If the objects are not TriviallyCopyable (e.g. scalars, arrays, C-compatible structs), the behavior is undefined unless the program does not depend on the effects of the destructor of the target object (which is not run by memcpy) and the lifetime of the target object (which is ended, but not started by memcpy) is started by some other means, such as placement-new.

PS

Comment by @Cubbi:

@RSahu if something guarantees UB downstream, it renders the entire program undefined. But I agree that it appears to be possible to skirt around UB in this case and modified cppreference accordingly.


Solution

  • Why would the behavior of std::memcpy itself be undefined when used with non-TriviallyCopyable objects?

    It's not! However, once you copy the underlying bytes of one object of a non-trivially copyable type into another object of that type, the target object is not alive. We destroyed it by reusing its storage, and haven't revitalized it by a constructor call.

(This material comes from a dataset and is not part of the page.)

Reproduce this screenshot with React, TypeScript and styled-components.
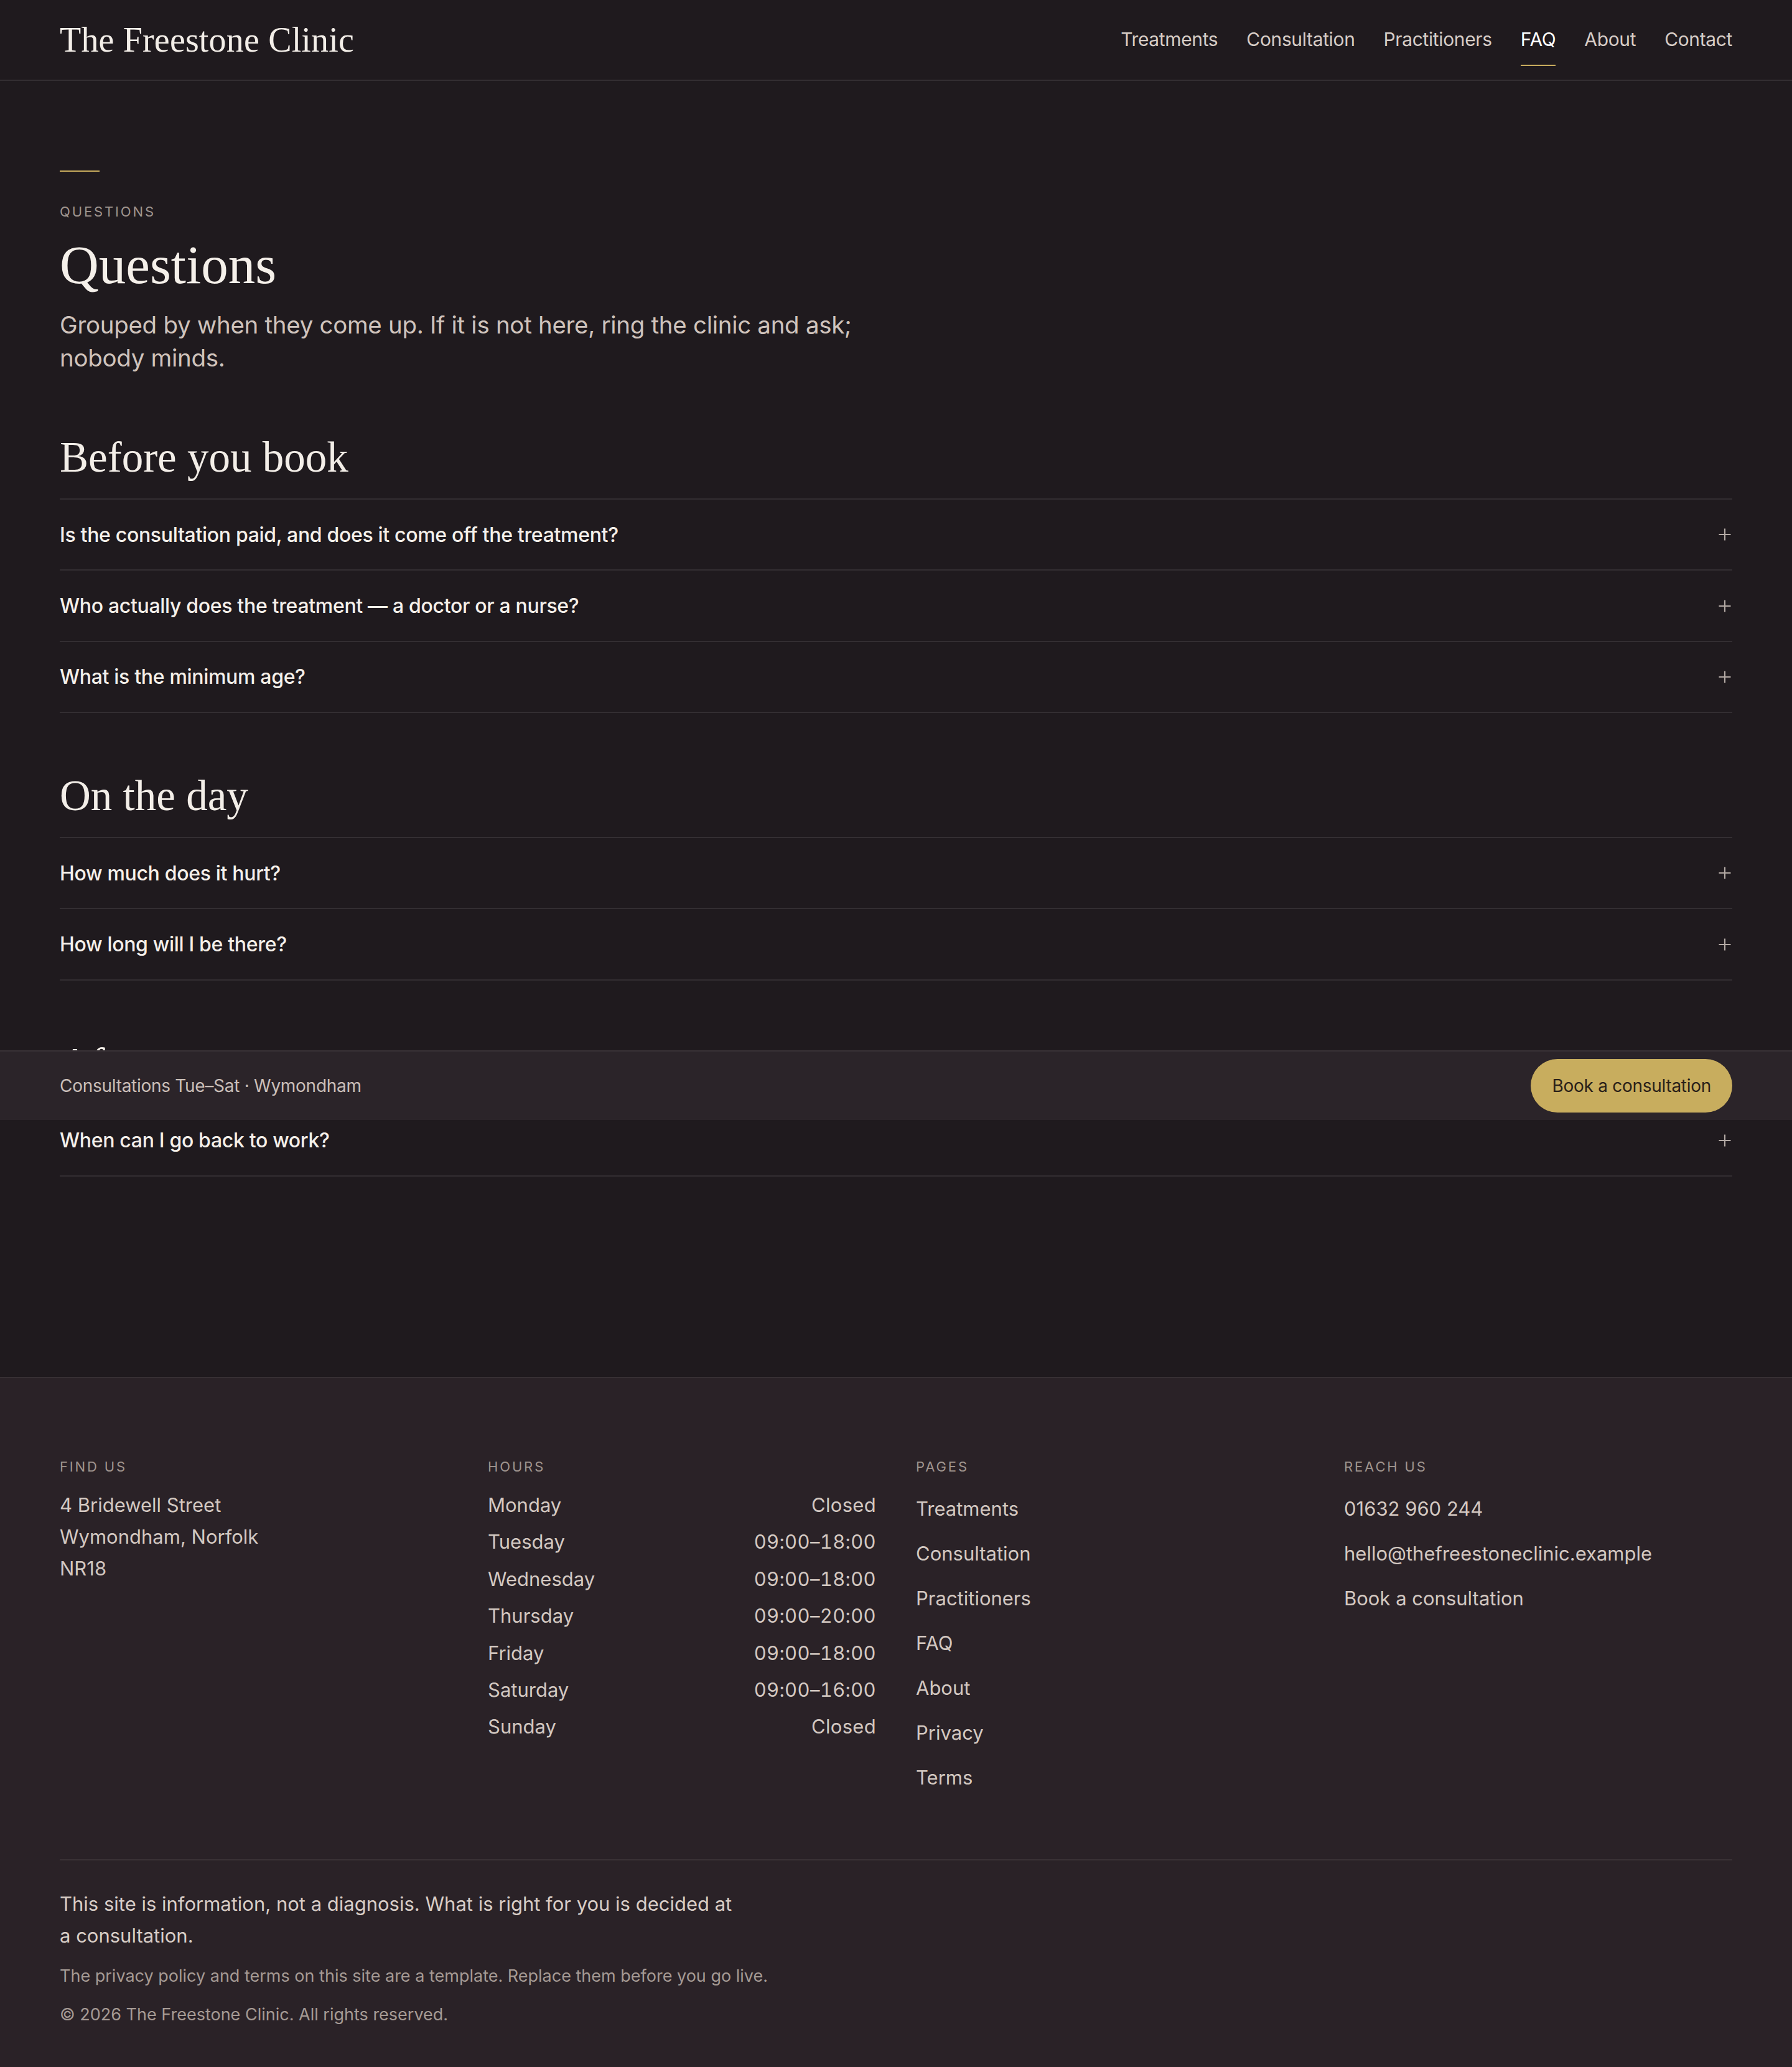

    Using the target object - calling its member functions, accessing its data members - is clearly undefined[basic.life]/6, and so is a subsequent, implicit destructor call[basic.life]/4 for target objects having automatic storage duration. Note how undefined behavior is retrospective. [intro.execution]/5:

    However, if any such execution contains an undefined operation, this International Standard places no requirement on the implementation executing that program with that input (not even with regard to operations preceding the first undefined operation).

    If an implementation spots how an object is dead and necessarily subject to further operations that are undefined, ... it may react by altering your programs semantics. From the memcpy call onward. And this consideration gets very practical once we think of optimizers and certain assumptions that they make.

    It should be noted that standard libraries are able and allowed to optimize certain standard library algorithms for trivially copyable types, though. std::copy on pointers to trivially copyable types usually calls memcpy on the underlying bytes. So does swap.
    So simply stick to using normal generic algorithms and let the compiler do any appropriate low-level optimizations - this is partly what the idea of a trivially copyable type was invented for in the first place: Determining the legality of certain optimizations. Also, this avoids hurting your brain by having to worry about contradictory and underspecified parts of the language.